(Entries with page source code)
++++++++
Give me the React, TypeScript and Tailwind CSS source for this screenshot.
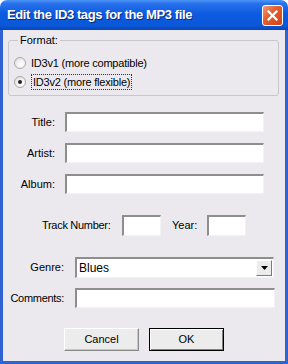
import React from "react";

const font = { fontFamily: '"Liberation Sans", Arial, sans-serif' };

function Field({ className }: { className: string }) {
  return (
    <div
      className={`h-[20px] shrink-0 bg-white border-t-2 border-l-2 border-t-[#8e8e8e] border-l-[#8e8e8e] border-b border-r border-b-[#f2f2f2] border-r-[#f2f2f2] ${className}`}
    />
  );
}

function Radio({ checked }: { checked?: boolean }) {
  return (
    <span className="w-[12px] h-[12px] rounded-full border border-[#a9a9a9] bg-[radial-gradient(circle_at_65%_65%,#ffffff_0%,#f2f2f2_45%,#d4d4d4_100%)] flex items-center justify-center shrink-0">
      {checked && <span className="w-[4px] h-[4px] rounded-full bg-[#222]" />}
    </span>
  );
}

function Button({ label, primary }: { label: string; primary?: boolean }) {
  return (
    <div
      className={`w-[75px] h-[23px] flex items-center justify-center text-[11px] text-black bg-[#ececec] ${
        primary
          ? "border border-black shadow-[inset_1px_1px_0_#ffffff,inset_-1px_-1px_0_#808080]"
          : "border border-t-[#ffffff] border-l-[#ffffff] border-b-[#8a8a8a] border-r-[#8a8a8a] shadow-[inset_-1px_-1px_0_#c8c8c8]"
      }`}
    >
      {label}
    </div>
  );
}

export default function App() {
  return (
    <div className="w-[288px] h-[364px] flex flex-col text-[11px] text-black" style={font}>
      {/* TITLE BAR */}
      <div className="h-[30px] shrink-0 rounded-t-[7px] bg-[linear-gradient(to_bottom,#4c95f8_0%,#2a72ec_12%,#0d5be0_45%,#0a57d8_85%,#0845bb_100%)] flex items-center pl-[7px] pr-[5px]">
        <span className="text-white font-bold text-[13px] tracking-[-0.4px] [text-shadow:1px_1px_0_#0a2a7a] flex-1 whitespace-nowrap">
          Edit the ID3 tags for the MP3 file
        </span>
        <div className="w-[21px] h-[21px] rounded-[3px] border border-white bg-[linear-gradient(135deg,#f39a7a_0%,#e4602f_40%,#cf4316_100%)] flex items-center justify-center">
          <svg width="11" height="11" viewBox="0 0 11 11">
            <path d="M1.5 1.5 L9.5 9.5 M9.5 1.5 L1.5 9.5" stroke="white" strokeWidth="2.2" strokeLinecap="square" />
          </svg>
        </div>
      </div>

      {/* BODY */}
      <div className="flex-1 flex flex-col bg-[#ece9ee] border-l-[3px] border-r-[3px] border-b-[3px] border-[#2f63d4]">
        {/* FORMAT GROUP */}
        <fieldset className="mt-[4px] ml-[5px] w-[271px] h-[62px] border border-[#c8c6cc] rounded-[3px] px-[5px]">
          <legend className="ml-[4px] px-[2px] leading-[13px]">Format:</legend>
          <div className="flex items-center gap-[5px] mt-[8px] h-[16px]">
            <Radio />
            <span className="tracking-[-0.2px]">ID3v1 (more compatible)</span>
          </div>
          <div className="flex items-center gap-[5px] mt-[2px] h-[17px]">
            <Radio checked />
            <span className="border border-dotted border-[#333] px-[1px] leading-[14px] tracking-[-0.2px]">ID3v2 (more flexible)</span>
          </div>
        </fieldset>

        {/* TEXT FIELDS */}
        <div className="flex items-center mt-[16px]">
          <span className="w-[52px] shrink-0 text-right">Title:</span>
          <Field className="ml-[10px] w-[199px]" />
        </div>
        <div className="flex items-center mt-[11px]">
          <span className="w-[52px] shrink-0 text-right">Artist:</span>
          <Field className="ml-[10px] w-[199px]" />
        </div>
        <div className="flex items-center mt-[11px]">
          <span className="w-[52px] shrink-0 text-right">Album:</span>
          <Field className="ml-[10px] w-[199px]" />
        </div>

        {/* TRACK / YEAR */}
        <div className="flex items-center mt-[21px] h-[21px]">
          <span className="ml-[39px] w-[69px] shrink-0 whitespace-nowrap tracking-[-0.3px]">Track Number:</span>
          <Field className="ml-[11px] w-[39px] h-[21px]" />
          <span className="ml-[11px] w-[24px] shrink-0 whitespace-nowrap">Year:</span>
          <Field className="ml-[11px] w-[39px] h-[21px]" />
        </div>

        {/* GENRE */}
        <div className="flex items-center mt-[21px]">
          <span className="w-[61px] shrink-0 text-right">Genre:</span>
          <div className="ml-[11px] w-[199px] h-[21px] shrink-0 bg-white border-t-2 border-l-2 border-t-[#8e8e8e] border-l-[#8e8e8e] border-b border-r border-b-[#f2f2f2] border-r-[#f2f2f2] flex items-center">
            <span className="flex-1 pl-[2px] text-[12px]">Blues</span>
            <div className="w-[16px] h-[16px] mr-[1px] bg-[#ececec] border border-t-white border-l-white border-b-[#7a7a7a] border-r-[#7a7a7a] flex items-center justify-center">
              <svg width="7" height="4" viewBox="0 0 7 4">
                <path d="M0 0 H7 L3.5 4 Z" fill="#000" />
              </svg>
            </div>
          </div>
        </div>

        {/* COMMENTS */}
        <div className="flex items-center mt-[10px]">
          <span className="w-[61px] shrink-0 text-right whitespace-nowrap tracking-[-0.3px]">Comments:</span>
          <Field className="ml-[11px] w-[200px]" />
        </div>

        {/* BUTTONS */}
        <div className="flex mt-[20px] ml-[61px] gap-[10px]">
          <Button label="Cancel" />
          <Button label="OK" primary />
        </div>
      </div>
    </div>
  );
}
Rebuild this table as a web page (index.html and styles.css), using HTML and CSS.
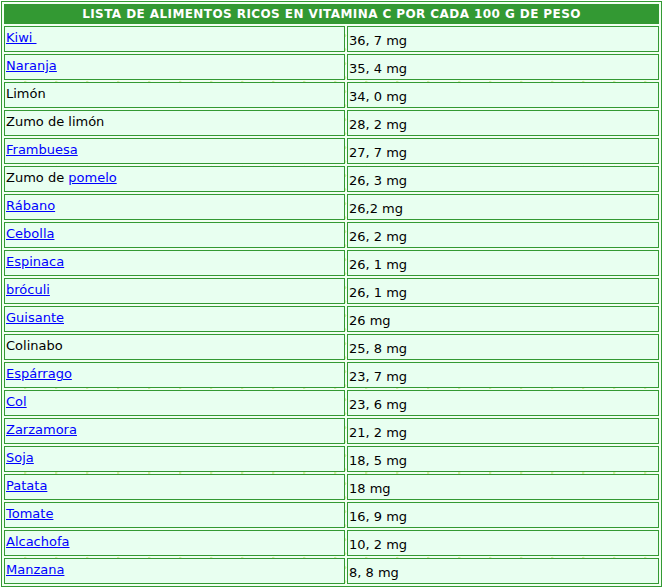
FILE: index.html
```html
<!DOCTYPE html>
<html lang="es">
<head>
<meta charset="utf-8">
<title>Lista de alimentos ricos en vitamina C</title>
<link rel="stylesheet" href="styles.css">
</head>
<body>
<table class="vit">
  <colgroup><col class="c1"><col class="c2"></colgroup>
  <tr><th colspan="2" class="head">LISTA DE ALIMENTOS RICOS EN VITAMINA C POR CADA 100 G DE PESO</th></tr>
  <tr><td class="food"><a href="#">Kiwi&nbsp;</a></td><td class="val">36, 7 mg</td></tr>
  <tr><td class="food"><a href="#">Naranja</a></td><td class="val">35, 4 mg</td></tr>
  <tr><td class="food">Limón</td><td class="val">34, 0 mg</td></tr>
  <tr><td class="food">Zumo de limón</td><td class="val">28, 2 mg</td></tr>
  <tr><td class="food"><a href="#">Frambuesa</a></td><td class="val">27, 7 mg</td></tr>
  <tr><td class="food">Zumo de <a href="#">pomelo</a></td><td class="val">26, 3 mg</td></tr>
  <tr><td class="food"><a href="#">Rábano</a></td><td class="val">26,2 mg</td></tr>
  <tr><td class="food"><a href="#">Cebolla</a></td><td class="val">26, 2 mg</td></tr>
  <tr><td class="food"><a href="#">Espinaca</a></td><td class="val">26, 1 mg</td></tr>
  <tr><td class="food"><a href="#">bróculi</a></td><td class="val">26, 1 mg</td></tr>
  <tr><td class="food"><a href="#">Guisante</a></td><td class="val">26 mg</td></tr>
  <tr><td class="food">Colinabo</td><td class="val">25, 8 mg</td></tr>
  <tr><td class="food"><a href="#">Espárrago</a></td><td class="val">23, 7 mg</td></tr>
  <tr><td class="food"><a href="#">Col</a></td><td class="val">23, 6 mg</td></tr>
  <tr><td class="food"><a href="#">Zarzamora</a></td><td class="val">21, 2 mg</td></tr>
  <tr><td class="food"><a href="#">Soja</a></td><td class="val">18, 5 mg</td></tr>
  <tr><td class="food"><a href="#">Patata</a></td><td class="val">18 mg</td></tr>
  <tr><td class="food"><a href="#">Tomate</a></td><td class="val">16, 9 mg</td></tr>
  <tr><td class="food"><a href="#">Alcachofa</a></td><td class="val">10, 2 mg</td></tr>
  <tr><td class="food"><a href="#">Manzana</a></td><td class="val">8, 8 mg</td></tr>
</table>
</body>
</html>
```
FILE: styles.css
```css
html, body {
  margin: 0;
  padding: 0;
  background: #ffffff;
}

.vit {
  margin: 1px 0 0 1px;
  width: 661px;
  border: 1px solid #339933;
  border-collapse: separate;
  border-spacing: 2px;
  table-layout: fixed;
  font-family: "DejaVu Sans", Verdana, sans-serif;
  font-size: 13px;
  color: #000000;
  background-color: #f2fff2;
  background-image:
    radial-gradient(circle at 30% 40%, #d6efa8 0 1px, transparent 1.5px),
    radial-gradient(circle at 75% 70%, #d6efa8 0 1px, transparent 1.5px);
  background-size: 24px 14px, 31px 17px;
}

.c1 {
  width: 341px;
}

.head {
  height: 18px;
  padding: 0;
  border: 1px solid #339933;
  background: #339933;
  color: #ffffff;
  font-weight: bold;
  font-size: 12px;
  text-align: center;
  vertical-align: middle;
  letter-spacing: 0.42px;
}

.food, .val {
  padding: 0 1px;
  border: 1px solid #339933;
  background: #e8fff0;
  line-height: 15px;
  vertical-align: top;
}

.food {
  padding-top: 3px;
  height: 21px;
}

.val {
  padding-top: 6px;
  height: 18px;
}

.food a {
  color: #0000ff;
  text-decoration: underline;
}
```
++++++++
[WHAT IS EXPECTED] Reproduce each line holding the word "table".

[FINISHED TASK]
Rebuild this table as a web page (index.html and styles.css), using HTML and CSS.
<table class="vit">
</table>
  table-layout: fixed;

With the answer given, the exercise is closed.